Steel is present in a myriad of everyday items from cutlery to refrigerators, and the global steel industry directly employs more than six million people. It is, undoubtedly, a necessary material and industry, but it contributes to a significant amount of climate change-inducing emissions. During the Paris Climate Agreement in 2015, the United Nations declared that the world must reach net-zero emissions by 2070 and achieve a significant reduction in emissions by 2030 in order to prevent irreversible global warming. So, how can the steel industry cut its emissions in order to abide by the goals of the Paris Climate Agreement? As it turns out, Boston Metal can provide the answer: green steel.
The steel industry contributes about 7% of carbon emissions globally with the production of 2 billion tons of steel each year, and the high temperature processes that accompany steel production make it difficult for a clean-energy alternative to be used. To create steel, iron ore is crushed and turned into sinter (a rough solid), and separately, coal is baked and converted into coke. Once completed, the ore and coke are then mixed with limestone and immersed into a large blast furnace where, under high temperatures, the coke burns and the mixture produces liquid iron. The molten material then goes into an oxygen furnace, where it’s blasted with pure oxygen forcing the carbon off and leaving crude steel as the final product. This process involves a significant amount of carbon emissions from the burning of fossil fuels to power the furnace. The process also uses nonrenewable resources such as carbon, which means the process of steel is depleting the earth’s resources. In some instances, scrap metal can be recycled and reused to produce more steel, but there is a limited scrap supply. Thus, it is estimated that more than half of the steel produced in 2050 will likely come from primary ore-based production.
Enter: Boston Metal.
In January, Boston Metal, a global metals technology solution company, received a $120 Million dollar boost from the world’s second-largest steelmaker, ArcelorMittal, to produce green steel. Green steel is essentially the production of steel without the use of fossil fuels. As aforementioned, the production of steel requires very high temperatures (above 2600°F), so it is difficult to find a fossil fuel alternative. Boston Metal, though, has found a way around this obstacle by using an electrolysis process that eliminates the need for coal. Electrolysis is an electro-chemical process that uses electric currents to separate chemical compounds into their constituent parts. In the case of steel, an inert anode (a replacement for carbon) is submerged into an electrolyte containing iron ore and electrified inside of a contained cell. The cell is then heated to 1600°C causing the electrons in the iron ore to split, resulting in a clean, high purity liquid metal that can be sent directly to ladle metallurgy with no reheating necessary. Boston Metal has dubbed this process Molten Oxide Electrolysis (MOE), and it works with all iron ore grades and does not require processed water, hazardous chemicals, or rare-metal catalysts to operate, all making it less environmentally harmful. They plan to use the influx of funds to expand the production of green steel at their pilot plant in Woburn, Massachusetts, and launch commercial production in Brazil.

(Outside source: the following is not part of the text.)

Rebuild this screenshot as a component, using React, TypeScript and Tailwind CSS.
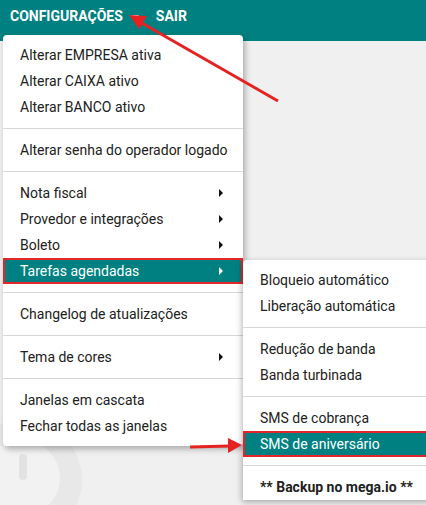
import React from "react";

type Item =
  | { sep: true }
  | { label: string; sub?: boolean; active?: boolean; bold?: boolean; sep?: false };

const MAIN: Item[] = [
  { label: "Alterar EMPRESA ativa" },
  { label: "Alterar CAIXA ativo" },
  { label: "Alterar BANCO ativo" },
  { sep: true },
  { label: "Alterar senha do operador logado" },
  { sep: true },
  { label: "Nota fiscal", sub: true },
  { label: "Provedor e integrações", sub: true },
  { label: "Boleto", sub: true },
  { label: "Tarefas agendadas", sub: true, active: true },
  { sep: true },
  { label: "Changelog de atualizações" },
  { sep: true },
  { label: "Tema de cores", sub: true },
  { sep: true },
  { label: "Janelas em cascata" },
  { label: "Fechar todas as janelas" },
];

const SUB: Item[] = [
  { label: "Bloqueio automático" },
  { label: "Liberação automática" },
  { sep: true },
  { label: "Redução de banda" },
  { label: "Banda turbinada" },
  { sep: true },
  { label: "SMS de cobrança" },
  { label: "SMS de aniversário", active: true },
  { sep: true },
  { label: "** Backup no mega.io **", bold: true },
];

function MenuList({ items, arrowRight }: { items: Item[]; arrowRight?: boolean }) {
  return (
    <>
      {items.map((it, i) =>
        it.sep ? (
          <div key={i} className="my-2 h-px bg-[#d8d8d8]" />
        ) : (
          <div
            key={i}
            className={
              "flex h-[26px] items-center pl-[17px] " +
              (arrowRight ? "pr-[20px] " : "pr-4 ") +
              (it.active
                ? "bg-[#008080] text-white outline-2 -outline-offset-2 outline-[#e3262a]"
                : "text-[#212121]") +
              (it.bold ? " font-bold" : "")
            }
          >
            <span className="flex-1 whitespace-nowrap">{it.label}</span>
            {it.sub && (
              <span
                className={
                  "h-0 w-0 border-y-[4px] border-l-[4px] border-y-transparent " +
                  (it.active ? "border-l-white" : "border-l-[#111]")
                }
              />
            )}
          </div>
        )
      )}
    </>
  );
}

export default function App() {
  return (
    <div
      className="relative h-[505px] w-[426px] overflow-hidden bg-[#f0f0f0] text-[14px]"
      style={{ fontFamily: "Roboto, 'Noto Sans', sans-serif" }}
    >
      {/* top bar */}
      <div className="flex h-[41px] items-start gap-[17px] bg-[#008080] pl-[10px] pt-[6px] font-bold text-white">
        <div className="flex items-center gap-[8px] leading-5">
          <span>CONFIGURAÇÕES</span>
          <span className="mt-[1px] h-0 w-0 border-x-[4px] border-t-[4px] border-x-transparent border-t-white" />
        </div>
        <span className="leading-5">SAIR</span>
      </div>

      {/* watermark */}
      <svg className="absolute left-0 top-[420px]" width="140" height="85" viewBox="0 0 140 85">
        <circle cx="22" cy="60" r="60" fill="#e8e8e8" />
        <circle cx="22" cy="58" r="38" fill="#f2f2f2" />
        <rect x="19" y="34" width="8" height="26" rx="4" fill="#e2e2e2" />
      </svg>

      {/* main dropdown */}
      <div className="absolute left-[3px] top-[35px] w-[240px] rounded-[4px] bg-white pt-[7px] pb-[7px] shadow-[2px_3px_6px_rgba(0,0,0,0.3)]">
        <MenuList items={MAIN} arrowRight />
      </div>

      {/* submenu */}
      <div className="absolute left-[243px] top-[260px] w-[200px] rounded-tl-[4px] bg-white pt-[7px] shadow-[-1px_2px_6px_rgba(0,0,0,0.3)]">
        <MenuList items={SUB} />
      </div>

      {/* annotation arrows */}
      <svg className="pointer-events-none absolute inset-0" width="426" height="505">
        <line x1="278" y1="101" x2="140" y2="22" stroke="#e52222" strokeWidth="3" />
        <polygon points="129,15 147,16 139,29" fill="#e52222" />
        <line x1="190" y1="447" x2="230" y2="446" stroke="#e52222" strokeWidth="3" />
        <polygon points="242,445 228,438 228,453" fill="#e52222" />
      </svg>
    </div>
  );
}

The growth of this electro-chemical steel development process will change the emission-heavy direction of the steel industry and boost global initiatives of net-zero emissions. However, as seen in the huge cost generated by Boston Metal, green steel is expensive. SSAB, a Swedish steel maker, estimated its fossil-free steel would be 20 to 30% more expensive than regular steel. To meet this production cost, transitioning to green steel production will require an estimated $6 billion investment annually on top of the $30 billion that the steel sector already needs to meet growing global demand each year. However, in a decarbonised world, Mission Possible Partnership predicts the average cost of regular steel will increase by 15% whereas the production cost of green steel will drop. In the long term, Boston Metal’s report on the MOE process highlights how their simplified process eliminates the need for coke production, iron ore processing, blast furnace reduction, and basic oxygen furnace refinement, which will ultimately reduce costs.
The race for green steel is officially on, as many international companies are working towards the production of the cleaner and greener metal. In the coming years, there will be an expected push from governments worldwide in the production of green steel. Political pressure is growing when it comes to environmental initiatives, especially concerning clean energy. The demand for clean energy will integrate with green steel production, as those technologies are increasingly being used. The rise of green steel, as well as other green production methods and eco-friendly technologies, paves a path for a sustainable future of production and consumption.